:: DIRECTIONS ::
Reproduce the material exactly, omitting nothing.

:: PROVIDED DATA ::
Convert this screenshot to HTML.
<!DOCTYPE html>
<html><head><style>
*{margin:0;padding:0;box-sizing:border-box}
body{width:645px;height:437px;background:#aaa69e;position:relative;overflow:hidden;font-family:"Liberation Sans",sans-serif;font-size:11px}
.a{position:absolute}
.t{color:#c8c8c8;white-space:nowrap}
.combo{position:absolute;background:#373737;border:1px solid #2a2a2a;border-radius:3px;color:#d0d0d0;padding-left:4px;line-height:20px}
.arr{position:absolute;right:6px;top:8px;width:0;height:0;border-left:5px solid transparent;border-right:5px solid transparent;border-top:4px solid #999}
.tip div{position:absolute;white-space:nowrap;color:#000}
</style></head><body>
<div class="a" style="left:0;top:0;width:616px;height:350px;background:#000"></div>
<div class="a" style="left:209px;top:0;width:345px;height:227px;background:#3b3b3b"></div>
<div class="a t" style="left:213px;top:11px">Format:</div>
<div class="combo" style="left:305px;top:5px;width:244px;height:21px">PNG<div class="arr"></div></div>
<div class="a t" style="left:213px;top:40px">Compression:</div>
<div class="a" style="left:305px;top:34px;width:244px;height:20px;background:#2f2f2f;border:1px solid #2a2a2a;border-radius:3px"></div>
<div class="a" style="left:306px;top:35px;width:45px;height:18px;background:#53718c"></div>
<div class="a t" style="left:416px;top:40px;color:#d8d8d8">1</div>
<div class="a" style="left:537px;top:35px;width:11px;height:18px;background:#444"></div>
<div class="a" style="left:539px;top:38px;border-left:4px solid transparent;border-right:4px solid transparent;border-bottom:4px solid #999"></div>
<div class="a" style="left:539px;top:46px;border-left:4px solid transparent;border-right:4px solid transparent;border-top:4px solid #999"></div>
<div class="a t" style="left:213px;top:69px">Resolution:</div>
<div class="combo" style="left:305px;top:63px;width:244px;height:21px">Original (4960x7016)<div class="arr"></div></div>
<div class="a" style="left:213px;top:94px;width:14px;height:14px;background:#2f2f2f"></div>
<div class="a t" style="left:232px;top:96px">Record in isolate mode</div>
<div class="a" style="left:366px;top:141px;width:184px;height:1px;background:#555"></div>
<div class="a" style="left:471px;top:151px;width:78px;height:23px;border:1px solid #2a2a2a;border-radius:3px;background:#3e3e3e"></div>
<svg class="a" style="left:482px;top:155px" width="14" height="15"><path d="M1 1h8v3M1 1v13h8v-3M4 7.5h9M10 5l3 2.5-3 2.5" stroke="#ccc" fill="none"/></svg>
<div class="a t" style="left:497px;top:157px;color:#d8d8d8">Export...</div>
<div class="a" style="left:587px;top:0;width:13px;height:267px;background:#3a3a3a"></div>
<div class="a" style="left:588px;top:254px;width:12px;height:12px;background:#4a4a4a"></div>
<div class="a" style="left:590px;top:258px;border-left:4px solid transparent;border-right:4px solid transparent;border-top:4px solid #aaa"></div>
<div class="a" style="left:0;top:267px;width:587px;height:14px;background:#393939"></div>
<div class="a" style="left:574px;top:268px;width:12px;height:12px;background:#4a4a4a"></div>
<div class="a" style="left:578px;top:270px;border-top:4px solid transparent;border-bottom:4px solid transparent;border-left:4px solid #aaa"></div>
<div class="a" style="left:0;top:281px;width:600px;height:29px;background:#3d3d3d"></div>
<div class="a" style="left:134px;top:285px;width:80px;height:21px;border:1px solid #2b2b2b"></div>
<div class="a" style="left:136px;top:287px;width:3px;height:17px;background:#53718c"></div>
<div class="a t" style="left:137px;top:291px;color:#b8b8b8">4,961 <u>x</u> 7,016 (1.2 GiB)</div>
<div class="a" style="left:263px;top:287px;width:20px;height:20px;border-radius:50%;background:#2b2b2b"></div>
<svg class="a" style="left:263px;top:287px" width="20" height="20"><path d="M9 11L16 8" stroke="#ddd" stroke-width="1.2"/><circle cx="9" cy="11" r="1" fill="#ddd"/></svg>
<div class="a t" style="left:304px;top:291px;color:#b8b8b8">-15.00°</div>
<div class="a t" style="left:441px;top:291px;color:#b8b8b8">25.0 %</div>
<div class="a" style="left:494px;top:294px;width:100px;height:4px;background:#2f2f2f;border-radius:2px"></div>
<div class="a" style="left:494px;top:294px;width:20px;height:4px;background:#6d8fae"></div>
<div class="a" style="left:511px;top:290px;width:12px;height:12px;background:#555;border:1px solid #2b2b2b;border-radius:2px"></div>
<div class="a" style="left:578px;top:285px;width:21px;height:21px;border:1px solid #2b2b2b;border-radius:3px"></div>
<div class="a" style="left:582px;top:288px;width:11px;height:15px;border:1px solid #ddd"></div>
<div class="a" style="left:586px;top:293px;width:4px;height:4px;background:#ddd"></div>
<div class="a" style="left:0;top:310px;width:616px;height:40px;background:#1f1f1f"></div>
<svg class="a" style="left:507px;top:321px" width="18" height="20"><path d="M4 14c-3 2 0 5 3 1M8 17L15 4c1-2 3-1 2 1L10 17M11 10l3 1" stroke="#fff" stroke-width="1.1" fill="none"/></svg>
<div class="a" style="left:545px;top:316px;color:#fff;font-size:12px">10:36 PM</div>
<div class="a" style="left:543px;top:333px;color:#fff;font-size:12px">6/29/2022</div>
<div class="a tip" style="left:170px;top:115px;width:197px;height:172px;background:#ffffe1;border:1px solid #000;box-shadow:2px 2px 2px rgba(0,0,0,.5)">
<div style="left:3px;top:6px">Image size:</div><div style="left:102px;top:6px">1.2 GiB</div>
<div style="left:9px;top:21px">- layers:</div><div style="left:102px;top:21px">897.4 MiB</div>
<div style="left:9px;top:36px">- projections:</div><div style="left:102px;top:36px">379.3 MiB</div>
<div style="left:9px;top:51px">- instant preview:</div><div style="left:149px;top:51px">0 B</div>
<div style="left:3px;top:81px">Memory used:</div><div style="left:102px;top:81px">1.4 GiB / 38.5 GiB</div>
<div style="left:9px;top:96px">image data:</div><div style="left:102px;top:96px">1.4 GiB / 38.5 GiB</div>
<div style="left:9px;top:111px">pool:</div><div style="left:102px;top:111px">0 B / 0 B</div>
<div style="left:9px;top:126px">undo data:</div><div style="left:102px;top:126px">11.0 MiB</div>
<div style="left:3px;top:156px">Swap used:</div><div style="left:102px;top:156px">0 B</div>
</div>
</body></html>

:: IN RESPONSE ::
Convert this screenshot to HTML.
<!DOCTYPE html>
<html><head><style>
*{margin:0;padding:0;box-sizing:border-box}
body{width:645px;height:437px;background:#aaa69e;position:relative;overflow:hidden;font-family:"Liberation Sans",sans-serif;font-size:11px}
.a{position:absolute}
.t{color:#c8c8c8;white-space:nowrap}
.combo{position:absolute;background:#373737;border:1px solid #2a2a2a;border-radius:3px;color:#d0d0d0;padding-left:4px;line-height:20px}
.arr{position:absolute;right:6px;top:8px;width:0;height:0;border-left:5px solid transparent;border-right:5px solid transparent;border-top:4px solid #999}
.tip div{position:absolute;white-space:nowrap;color:#000}
</style></head><body>
<div class="a" style="left:0;top:0;width:616px;height:350px;background:#000"></div>
<div class="a" style="left:209px;top:0;width:345px;height:227px;background:#3b3b3b"></div>
<div class="a t" style="left:213px;top:11px">Format:</div>
<div class="combo" style="left:305px;top:5px;width:244px;height:21px">PNG<div class="arr"></div></div>
<div class="a t" style="left:213px;top:40px">Compression:</div>
<div class="a" style="left:305px;top:34px;width:244px;height:20px;background:#2f2f2f;border:1px solid #2a2a2a;border-radius:3px"></div>
<div class="a" style="left:306px;top:35px;width:45px;height:18px;background:#53718c"></div>
<div class="a t" style="left:416px;top:40px;color:#d8d8d8">1</div>
<div class="a" style="left:537px;top:35px;width:11px;height:18px;background:#444"></div>
<div class="a" style="left:539px;top:38px;border-left:4px solid transparent;border-right:4px solid transparent;border-bottom:4px solid #999"></div>
<div class="a" style="left:539px;top:46px;border-left:4px solid transparent;border-right:4px solid transparent;border-top:4px solid #999"></div>
<div class="a t" style="left:213px;top:69px">Resolution:</div>
<div class="combo" style="left:305px;top:63px;width:244px;height:21px">Original (4960x7016)<div class="arr"></div></div>
<div class="a" style="left:213px;top:94px;width:14px;height:14px;background:#2f2f2f"></div>
<div class="a t" style="left:232px;top:96px">Record in isolate mode</div>
<div class="a" style="left:366px;top:141px;width:184px;height:1px;background:#555"></div>
<div class="a" style="left:471px;top:151px;width:78px;height:23px;border:1px solid #2a2a2a;border-radius:3px;background:#3e3e3e"></div>
<svg class="a" style="left:482px;top:155px" width="14" height="15"><path d="M1 1h8v3M1 1v13h8v-3M4 7.5h9M10 5l3 2.5-3 2.5" stroke="#ccc" fill="none"/></svg>
<div class="a t" style="left:497px;top:157px;color:#d8d8d8">Export...</div>
<div class="a" style="left:587px;top:0;width:13px;height:267px;background:#3a3a3a"></div>
<div class="a" style="left:588px;top:254px;width:12px;height:12px;background:#4a4a4a"></div>
<div class="a" style="left:590px;top:258px;border-left:4px solid transparent;border-right:4px solid transparent;border-top:4px solid #aaa"></div>
<div class="a" style="left:0;top:267px;width:587px;height:14px;background:#393939"></div>
<div class="a" style="left:574px;top:268px;width:12px;height:12px;background:#4a4a4a"></div>
<div class="a" style="left:578px;top:270px;border-top:4px solid transparent;border-bottom:4px solid transparent;border-left:4px solid #aaa"></div>
<div class="a" style="left:0;top:281px;width:600px;height:29px;background:#3d3d3d"></div>
<div class="a" style="left:134px;top:285px;width:80px;height:21px;border:1px solid #2b2b2b"></div>
<div class="a" style="left:136px;top:287px;width:3px;height:17px;background:#53718c"></div>
<div class="a t" style="left:137px;top:291px;color:#b8b8b8">4,961 <u>x</u> 7,016 (1.2 GiB)</div>
<div class="a" style="left:263px;top:287px;width:20px;height:20px;border-radius:50%;background:#2b2b2b"></div>
<svg class="a" style="left:263px;top:287px" width="20" height="20"><path d="M9 11L16 8" stroke="#ddd" stroke-width="1.2"/><circle cx="9" cy="11" r="1" fill="#ddd"/></svg>
<div class="a t" style="left:304px;top:291px;color:#b8b8b8">-15.00°</div>
<div class="a t" style="left:441px;top:291px;color:#b8b8b8">25.0 %</div>
<div class="a" style="left:494px;top:294px;width:100px;height:4px;background:#2f2f2f;border-radius:2px"></div>
<div class="a" style="left:494px;top:294px;width:20px;height:4px;background:#6d8fae"></div>
<div class="a" style="left:511px;top:290px;width:12px;height:12px;background:#555;border:1px solid #2b2b2b;border-radius:2px"></div>
<div class="a" style="left:578px;top:285px;width:21px;height:21px;border:1px solid #2b2b2b;border-radius:3px"></div>
<div class="a" style="left:582px;top:288px;width:11px;height:15px;border:1px solid #ddd"></div>
<div class="a" style="left:586px;top:293px;width:4px;height:4px;background:#ddd"></div>
<div class="a" style="left:0;top:310px;width:616px;height:40px;background:#1f1f1f"></div>
<svg class="a" style="left:507px;top:321px" width="18" height="20"><path d="M4 14c-3 2 0 5 3 1M8 17L15 4c1-2 3-1 2 1L10 17M11 10l3 1" stroke="#fff" stroke-width="1.1" fill="none"/></svg>
<div class="a" style="left:545px;top:316px;color:#fff;font-size:12px">10:36 PM</div>
<div class="a" style="left:543px;top:333px;color:#fff;font-size:12px">6/29/2022</div>
<div class="a tip" style="left:170px;top:115px;width:197px;height:172px;background:#ffffe1;border:1px solid #000;box-shadow:2px 2px 2px rgba(0,0,0,.5)">
<div style="left:3px;top:6px">Image size:</div><div style="left:102px;top:6px">1.2 GiB</div>
<div style="left:9px;top:21px">- layers:</div><div style="left:102px;top:21px">897.4 MiB</div>
<div style="left:9px;top:36px">- projections:</div><div style="left:102px;top:36px">379.3 MiB</div>
<div style="left:9px;top:51px">- instant preview:</div><div style="left:149px;top:51px">0 B</div>
<div style="left:3px;top:81px">Memory used:</div><div style="left:102px;top:81px">1.4 GiB / 38.5 GiB</div>
<div style="left:9px;top:96px">image data:</div><div style="left:102px;top:96px">1.4 GiB / 38.5 GiB</div>
<div style="left:9px;top:111px">pool:</div><div style="left:102px;top:111px">0 B / 0 B</div>
<div style="left:9px;top:126px">undo data:</div><div style="left:102px;top:126px">11.0 MiB</div>
<div style="left:3px;top:156px">Swap used:</div><div style="left:102px;top:156px">0 B</div>
</div>
</body></html>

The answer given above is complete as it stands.